Pennington and Coon were chosen from among those 20 finalists in 1999-00.
Program name change
Beginning this fall, the GTE program will be known as the Verizon Academic All-America program as a result of the merger of GTE and Bell Atlantic to create Verizon Communications.
Verizon Communications is one of the world's leading providers of communications services. Verizon companies are the largest providers of wireline and wireless communications in the United States, with 95 million access lines and 25 million wireless customers. A Fortune 10 company with more than 260,000 employees and approximately $60 billion in 1999 revenues, Verizon's global presence extends to 40 countries in the Americas, Europe, Asia and the Pacific.
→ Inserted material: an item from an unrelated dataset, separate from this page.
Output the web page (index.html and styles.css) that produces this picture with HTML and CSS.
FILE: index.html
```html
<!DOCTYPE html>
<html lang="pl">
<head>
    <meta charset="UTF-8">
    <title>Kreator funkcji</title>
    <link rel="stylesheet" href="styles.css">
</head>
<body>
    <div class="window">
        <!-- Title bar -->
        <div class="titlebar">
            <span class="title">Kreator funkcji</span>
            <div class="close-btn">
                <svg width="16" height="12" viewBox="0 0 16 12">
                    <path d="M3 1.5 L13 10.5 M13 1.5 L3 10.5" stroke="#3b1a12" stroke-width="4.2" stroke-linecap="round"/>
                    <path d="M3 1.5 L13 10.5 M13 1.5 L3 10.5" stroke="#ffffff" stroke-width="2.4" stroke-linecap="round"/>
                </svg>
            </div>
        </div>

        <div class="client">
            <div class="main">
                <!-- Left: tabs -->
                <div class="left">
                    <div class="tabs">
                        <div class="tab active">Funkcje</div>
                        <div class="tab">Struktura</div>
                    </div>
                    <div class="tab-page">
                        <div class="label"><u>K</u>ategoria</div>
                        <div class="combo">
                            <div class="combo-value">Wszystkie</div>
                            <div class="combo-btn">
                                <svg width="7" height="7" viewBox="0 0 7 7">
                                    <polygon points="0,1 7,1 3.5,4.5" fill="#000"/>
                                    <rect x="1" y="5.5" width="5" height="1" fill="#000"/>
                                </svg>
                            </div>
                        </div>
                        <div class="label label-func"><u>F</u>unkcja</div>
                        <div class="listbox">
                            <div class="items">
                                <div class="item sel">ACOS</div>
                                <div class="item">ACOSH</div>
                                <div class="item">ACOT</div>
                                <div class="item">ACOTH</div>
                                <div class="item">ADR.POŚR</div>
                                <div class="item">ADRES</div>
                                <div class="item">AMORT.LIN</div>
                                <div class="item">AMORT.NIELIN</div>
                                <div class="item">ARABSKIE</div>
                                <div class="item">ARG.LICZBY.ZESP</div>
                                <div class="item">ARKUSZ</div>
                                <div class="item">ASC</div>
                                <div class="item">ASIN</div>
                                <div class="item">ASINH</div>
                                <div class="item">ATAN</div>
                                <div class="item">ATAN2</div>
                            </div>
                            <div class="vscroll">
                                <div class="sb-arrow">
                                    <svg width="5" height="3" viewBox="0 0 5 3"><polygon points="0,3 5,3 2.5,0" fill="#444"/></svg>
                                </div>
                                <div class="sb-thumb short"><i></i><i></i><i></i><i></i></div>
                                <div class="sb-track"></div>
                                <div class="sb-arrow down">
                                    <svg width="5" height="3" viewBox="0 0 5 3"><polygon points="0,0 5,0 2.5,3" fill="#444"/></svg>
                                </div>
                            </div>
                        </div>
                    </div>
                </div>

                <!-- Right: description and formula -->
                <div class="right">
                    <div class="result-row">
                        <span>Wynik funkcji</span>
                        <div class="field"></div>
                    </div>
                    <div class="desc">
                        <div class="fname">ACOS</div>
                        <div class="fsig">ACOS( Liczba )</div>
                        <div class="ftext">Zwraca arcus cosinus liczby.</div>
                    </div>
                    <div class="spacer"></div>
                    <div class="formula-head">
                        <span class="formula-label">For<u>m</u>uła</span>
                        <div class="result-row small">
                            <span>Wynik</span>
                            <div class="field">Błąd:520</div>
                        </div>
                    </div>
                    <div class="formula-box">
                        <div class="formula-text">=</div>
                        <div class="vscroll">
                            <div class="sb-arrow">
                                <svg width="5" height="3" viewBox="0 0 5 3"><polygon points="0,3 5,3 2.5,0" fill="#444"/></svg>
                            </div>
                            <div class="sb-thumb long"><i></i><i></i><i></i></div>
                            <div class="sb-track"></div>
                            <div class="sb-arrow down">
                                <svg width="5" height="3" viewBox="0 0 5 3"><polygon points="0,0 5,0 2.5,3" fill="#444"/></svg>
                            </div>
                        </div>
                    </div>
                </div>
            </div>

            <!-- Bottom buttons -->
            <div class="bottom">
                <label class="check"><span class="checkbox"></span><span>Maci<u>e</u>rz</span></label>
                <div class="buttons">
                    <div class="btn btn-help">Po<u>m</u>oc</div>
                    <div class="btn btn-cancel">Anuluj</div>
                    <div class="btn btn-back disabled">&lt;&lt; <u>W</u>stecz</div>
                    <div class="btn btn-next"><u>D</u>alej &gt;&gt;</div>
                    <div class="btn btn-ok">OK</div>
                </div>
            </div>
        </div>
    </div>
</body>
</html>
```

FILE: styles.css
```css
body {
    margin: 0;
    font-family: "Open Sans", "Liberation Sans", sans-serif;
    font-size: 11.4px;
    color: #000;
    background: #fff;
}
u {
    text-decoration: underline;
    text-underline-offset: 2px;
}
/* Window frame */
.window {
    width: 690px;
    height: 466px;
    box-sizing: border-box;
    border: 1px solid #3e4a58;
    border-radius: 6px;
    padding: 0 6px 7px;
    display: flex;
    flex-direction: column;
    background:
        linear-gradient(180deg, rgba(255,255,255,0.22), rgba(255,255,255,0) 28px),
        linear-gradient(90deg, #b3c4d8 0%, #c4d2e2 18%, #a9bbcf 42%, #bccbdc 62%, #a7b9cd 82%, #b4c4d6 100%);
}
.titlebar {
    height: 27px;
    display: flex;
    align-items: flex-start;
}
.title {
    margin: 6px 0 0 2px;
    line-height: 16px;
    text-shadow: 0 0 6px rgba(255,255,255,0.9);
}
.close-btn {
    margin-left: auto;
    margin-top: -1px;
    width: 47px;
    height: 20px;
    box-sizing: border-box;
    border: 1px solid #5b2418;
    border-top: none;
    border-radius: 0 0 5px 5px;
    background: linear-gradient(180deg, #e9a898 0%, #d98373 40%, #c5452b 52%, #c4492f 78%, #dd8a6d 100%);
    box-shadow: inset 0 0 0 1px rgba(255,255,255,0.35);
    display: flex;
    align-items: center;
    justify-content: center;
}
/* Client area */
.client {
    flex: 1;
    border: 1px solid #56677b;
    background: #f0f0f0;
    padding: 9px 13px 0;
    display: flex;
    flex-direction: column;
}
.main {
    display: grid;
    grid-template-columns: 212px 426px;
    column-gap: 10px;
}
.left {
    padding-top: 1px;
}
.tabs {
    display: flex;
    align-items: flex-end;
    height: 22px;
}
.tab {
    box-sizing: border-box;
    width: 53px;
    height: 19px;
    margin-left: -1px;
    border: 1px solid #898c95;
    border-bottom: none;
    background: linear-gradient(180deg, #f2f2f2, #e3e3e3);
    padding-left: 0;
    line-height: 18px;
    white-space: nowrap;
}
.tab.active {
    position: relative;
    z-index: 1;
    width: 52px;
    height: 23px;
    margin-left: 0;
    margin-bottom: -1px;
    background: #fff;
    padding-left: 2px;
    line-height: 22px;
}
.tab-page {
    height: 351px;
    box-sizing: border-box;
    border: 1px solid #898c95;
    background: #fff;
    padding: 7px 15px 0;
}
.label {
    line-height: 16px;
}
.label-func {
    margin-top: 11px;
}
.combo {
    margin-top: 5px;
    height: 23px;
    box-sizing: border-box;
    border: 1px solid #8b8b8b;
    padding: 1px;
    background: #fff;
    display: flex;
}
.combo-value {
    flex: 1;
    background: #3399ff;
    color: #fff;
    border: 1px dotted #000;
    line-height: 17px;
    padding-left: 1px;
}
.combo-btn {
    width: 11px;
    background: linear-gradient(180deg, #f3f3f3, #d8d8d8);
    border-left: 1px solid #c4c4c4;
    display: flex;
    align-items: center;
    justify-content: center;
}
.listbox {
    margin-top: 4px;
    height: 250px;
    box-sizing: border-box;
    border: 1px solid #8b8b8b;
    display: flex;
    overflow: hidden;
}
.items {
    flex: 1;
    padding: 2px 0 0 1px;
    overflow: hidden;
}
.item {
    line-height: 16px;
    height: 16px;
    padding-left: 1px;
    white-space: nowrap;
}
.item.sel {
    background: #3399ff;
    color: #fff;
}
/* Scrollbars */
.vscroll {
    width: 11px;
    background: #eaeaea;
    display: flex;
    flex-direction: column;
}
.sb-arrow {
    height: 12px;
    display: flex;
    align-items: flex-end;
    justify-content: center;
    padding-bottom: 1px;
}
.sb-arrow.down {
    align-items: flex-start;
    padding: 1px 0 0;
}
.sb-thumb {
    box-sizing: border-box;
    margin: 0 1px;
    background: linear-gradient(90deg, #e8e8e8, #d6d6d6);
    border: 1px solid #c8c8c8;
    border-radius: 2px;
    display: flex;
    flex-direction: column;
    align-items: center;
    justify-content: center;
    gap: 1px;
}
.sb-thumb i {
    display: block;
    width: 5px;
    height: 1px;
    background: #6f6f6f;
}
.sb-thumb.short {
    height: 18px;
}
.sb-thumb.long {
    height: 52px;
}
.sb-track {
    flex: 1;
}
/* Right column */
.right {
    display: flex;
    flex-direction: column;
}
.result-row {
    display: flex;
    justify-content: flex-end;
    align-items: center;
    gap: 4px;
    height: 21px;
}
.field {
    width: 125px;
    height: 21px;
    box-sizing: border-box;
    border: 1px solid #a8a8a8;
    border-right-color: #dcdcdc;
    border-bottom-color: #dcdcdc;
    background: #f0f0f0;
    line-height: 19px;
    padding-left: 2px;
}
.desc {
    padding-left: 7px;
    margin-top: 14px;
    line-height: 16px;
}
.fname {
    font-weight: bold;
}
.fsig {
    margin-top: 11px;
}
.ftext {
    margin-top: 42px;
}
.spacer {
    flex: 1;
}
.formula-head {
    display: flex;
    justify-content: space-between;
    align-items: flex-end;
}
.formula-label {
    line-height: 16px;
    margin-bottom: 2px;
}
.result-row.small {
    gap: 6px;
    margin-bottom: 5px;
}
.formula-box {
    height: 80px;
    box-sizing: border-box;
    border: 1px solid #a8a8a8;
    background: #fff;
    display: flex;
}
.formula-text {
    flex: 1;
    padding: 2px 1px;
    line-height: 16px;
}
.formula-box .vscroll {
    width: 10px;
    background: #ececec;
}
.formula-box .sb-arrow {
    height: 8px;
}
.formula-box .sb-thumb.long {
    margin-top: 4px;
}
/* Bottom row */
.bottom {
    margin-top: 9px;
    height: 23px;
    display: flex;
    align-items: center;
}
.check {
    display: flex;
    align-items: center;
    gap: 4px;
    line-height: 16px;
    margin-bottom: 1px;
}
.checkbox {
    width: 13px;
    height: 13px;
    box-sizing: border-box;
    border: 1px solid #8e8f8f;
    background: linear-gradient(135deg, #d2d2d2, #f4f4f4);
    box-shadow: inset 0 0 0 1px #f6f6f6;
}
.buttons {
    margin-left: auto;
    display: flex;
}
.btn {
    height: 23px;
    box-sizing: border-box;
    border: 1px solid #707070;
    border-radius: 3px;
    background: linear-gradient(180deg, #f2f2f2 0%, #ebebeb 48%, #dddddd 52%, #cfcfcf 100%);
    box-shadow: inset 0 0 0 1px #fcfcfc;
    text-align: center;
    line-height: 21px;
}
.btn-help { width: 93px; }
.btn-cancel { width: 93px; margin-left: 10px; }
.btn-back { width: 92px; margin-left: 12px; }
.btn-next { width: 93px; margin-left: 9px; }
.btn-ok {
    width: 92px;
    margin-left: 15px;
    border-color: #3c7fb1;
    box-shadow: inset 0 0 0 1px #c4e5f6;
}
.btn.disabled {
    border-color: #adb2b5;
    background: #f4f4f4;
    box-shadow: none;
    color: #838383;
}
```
Year | Name | School | Sport | ||
1987-88 | Michael Smith | Brigham Young | Basketball | ||
1988-89 | James Martin | Penn State | Wrestling | ||
1989-90 | Alec Kessler | Georgia | Basketball | ||
1990-91 | Al Parker | Georgia | Tennis | ||
1991-92 | Tommy Vardell | Stanford | Football | ||
1992-93 | Jim Hansen | Colorado | Football | ||
1993-94 | Carl Erikson | Oberlin | Tennis | ||
1994-95 | Rebecca Lobo | Connecticut | Basketball | ||
(tie) | Rob Zatechka | Nebraska | Football | ||
1995-96* | Todd Fuller | North Carolina State | Basketball | ||
Chris Palmer | St. John's (Minnesota) | Football | |||
1996-97 | Danny Wuerffel | Florida | Football | ||
Julie Roe | Millikin | Basketball | |||
1997-98 | Peyton Manning | Tennessee | Football | ||
Brad Gray | MIT | Football | |||
1998-99 | Matt Stinchcomb | Georgia | Football | ||
Kelly Schade | Simpson | Softball |
* First year of present format, which honors one winner in each (college and university) division.